> _Problem details_
In the data below, locate each line with the word "React" and list it.

> _Data_

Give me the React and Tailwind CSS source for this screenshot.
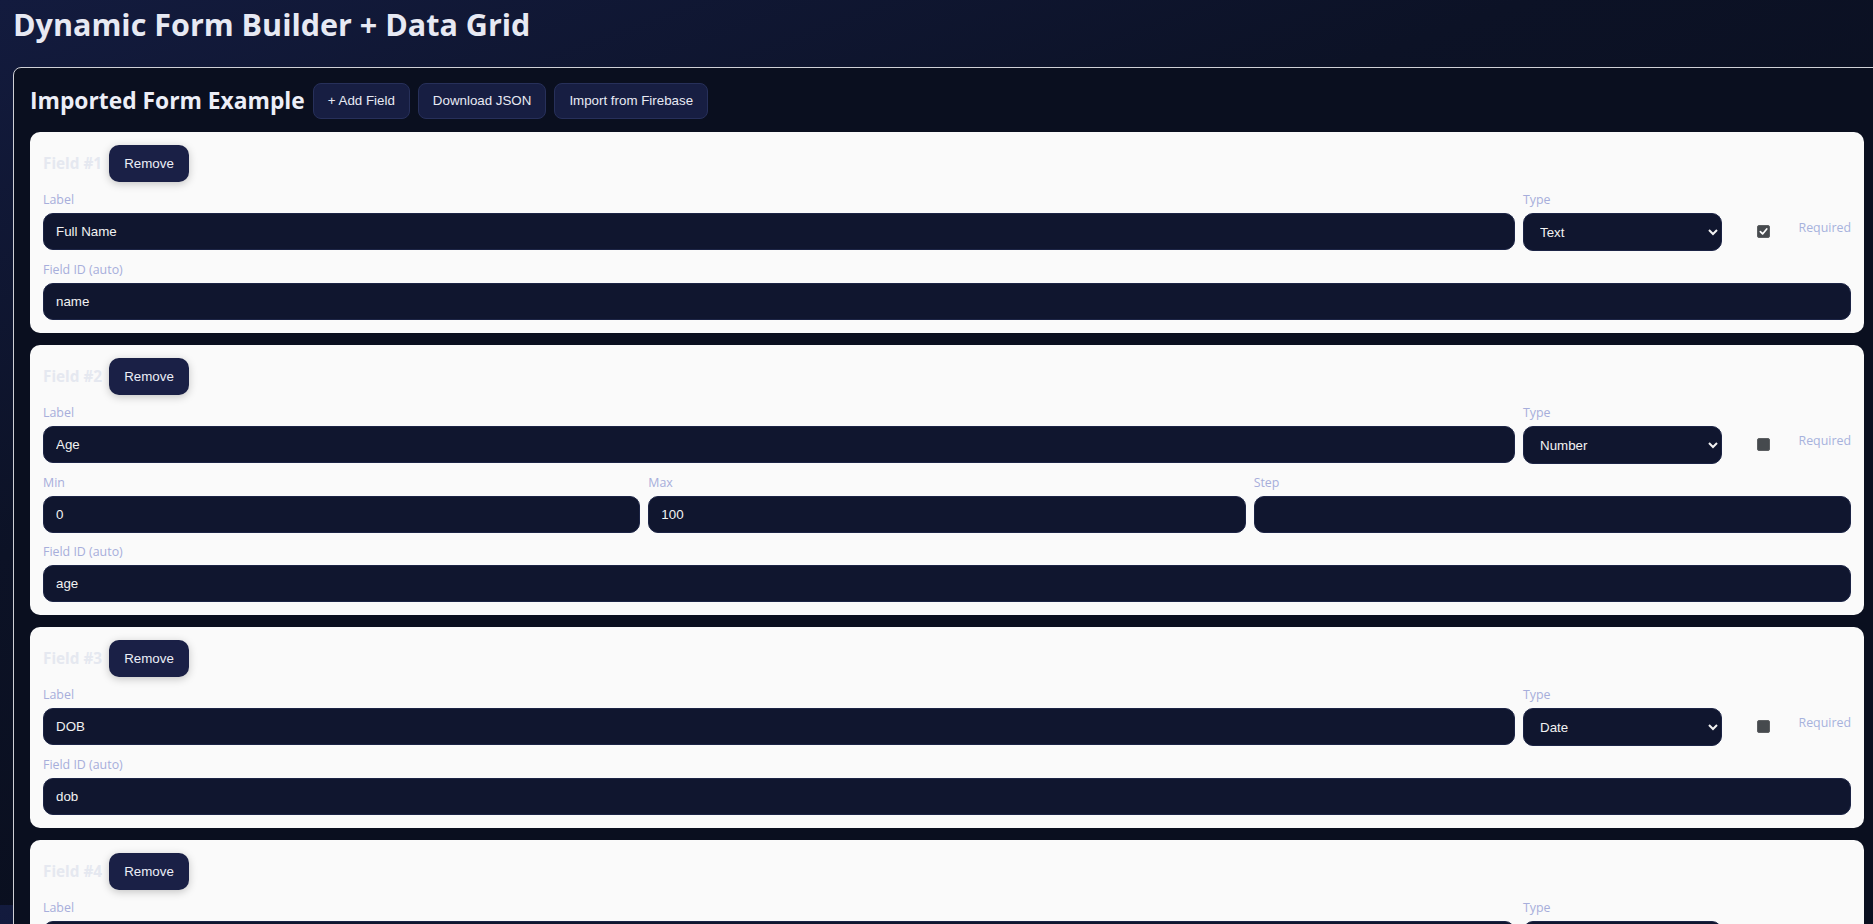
import React from "react";

const SANS = { fontFamily: '"Open Sans", "Noto Sans", sans-serif' };
const ARIAL = { fontFamily: '"Liberation Sans", Arial, sans-serif' };

function Label({ children }) {
  return (
    <div className="text-[12.4px] leading-[17px] mb-[5px] text-[#a7aedb]" style={SANS}>
      {children}
    </div>
  );
}

function TextInput({ value }) {
  return (
    <input
      readOnly
      value={value}
      className="block w-full h-[37px] rounded-[10px] border border-[#1c2445] bg-[#10162f] px-[12px] text-[13.33px] text-[#f2f2f2] outline-none"
      style={ARIAL}
    />
  );
}

function Select({ value }) {
  return (
    <select
      value={value}
      onChange={() => {}}
      className="block w-full h-[38px] rounded-[10px] border border-[#1c2445] bg-[#10162f] pl-[12px] pr-[8px] text-[13.33px] text-[#f2f2f2] outline-none"
      style={ARIAL}
    >
      <option>Text</option>
      <option>Number</option>
      <option>Date</option>
      <option>Select</option>
    </select>
  );
}

function Checkbox({ checked }) {
  return (
    <span className="flex h-[13px] w-[13px] items-center justify-center rounded-[2px] border border-[#5c5f62] bg-[#464a4e]">
      {checked && (
        <svg width="9" height="9" viewBox="0 0 10 10">
          <path d="M1.5 5.2 L4 7.7 L8.6 2.2" fill="none" stroke="#ffffff" strokeWidth="1.9" strokeLinecap="round" strokeLinejoin="round" />
        </svg>
      )}
    </span>
  );
}

function FieldCard({ n, label, type, required, id, numeric }) {
  return (
    <div className="rounded-[10px] bg-[#fafafa] p-[13px]">
      <div className="flex h-[37px] items-center gap-[7px] mb-[9px]">
        <span className="text-[15.3px] font-bold text-[#e5e8f0]" style={SANS}>
          Field #{n}
        </span>
        <button
          className="h-[37px] w-[80px] rounded-[10px] bg-[#1a2046] text-[13.33px] text-[#eceef7] shadow-[0_2px_8px_rgba(0,0,0,0.22)]"
          style={ARIAL}
        >
          Remove
        </button>
      </div>
      <div className="grid grid-cols-[1fr_199px_121px] gap-x-2">
        <div>
          <Label>Label</Label>
          <TextInput value={label} />
        </div>
        <div>
          <Label>Type</Label>
          <Select value={type} />
        </div>
        <div className="flex items-start">
          <span className="ml-[27px] mt-[34px]">
            <Checkbox checked={required} />
          </span>
          <span className="ml-auto mt-[28px] text-[12.4px] leading-[17px] text-[#a7b2dd]" style={SANS}>
            Required
          </span>
        </div>
      </div>
      {numeric && (
        <div className="mt-[10px] grid grid-cols-3 gap-x-2">
          <div>
            <Label>Min</Label>
            <TextInput value={numeric.min} />
          </div>
          <div>
            <Label>Max</Label>
            <TextInput value={numeric.max} />
          </div>
          <div>
            <Label>Step</Label>
            <TextInput value={numeric.step} />
          </div>
        </div>
      )}
      <div className="mt-[10px]">
        <Label>Field ID (auto)</Label>
        <TextInput value={id} />
      </div>
    </div>
  );
}

function TopButton({ children }) {
  return (
    <button
      className="h-[36px] rounded-[8px] border border-[#27305a] bg-[#171e42] px-[14px] text-[13.33px] text-[#e8eaf4]"
      style={ARIAL}
    >
      {children}
    </button>
  );
}

export default function App() {
  const fields = [
    { n: 1, label: "Full Name", type: "Text", required: true, id: "name" },
    { n: 2, label: "Age", type: "Number", required: false, id: "age", numeric: { min: "0", max: "100", step: "" } },
    { n: 3, label: "DOB", type: "Date", required: false, id: "dob" },
    { n: 4, label: "Gender", type: "Select", required: false, id: "gender" },
  ];
  return (
    <div className="w-full min-h-screen overflow-hidden bg-[#0a0f1f] bg-[linear-gradient(160deg,#131b3e_0%,#0c1226_35%,#0a0f1f_60%,#0a0f1f_100%)] bg-[length:100%_905px] bg-repeat">
      <div className="pl-[13px] pt-[4px] pb-6">
        <h1 className="m-0 text-[30.5px] leading-[40px] font-bold text-[#e7e9f3]" style={SANS}>
          Dynamic Form Builder + Data Grid
        </h1>
        <div className="mt-[23px] w-[1868px] rounded-tl-[8px] rounded-tr-[8px] border border-[#cfd0d6] bg-[#0a0f1f] px-[16px] pt-[15px] pb-4">
          <div className="flex items-center gap-2">
            <h2 className="m-0 text-[22.8px] font-bold text-[#eceef7]" style={SANS}>
              Imported Form Example
            </h2>
            <TopButton>+ Add Field</TopButton>
            <TopButton>Download JSON</TopButton>
            <TopButton>Import from Firebase</TopButton>
          </div>
          <div className="mt-[13px] flex flex-col gap-[12px]">
            {fields.map((f) => (
              <FieldCard key={f.n} {...f} />
            ))}
          </div>
        </div>
      </div>
    </div>
  );
}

> _Written reply_
Give me the React and Tailwind CSS source for this screenshot.
import React from "react";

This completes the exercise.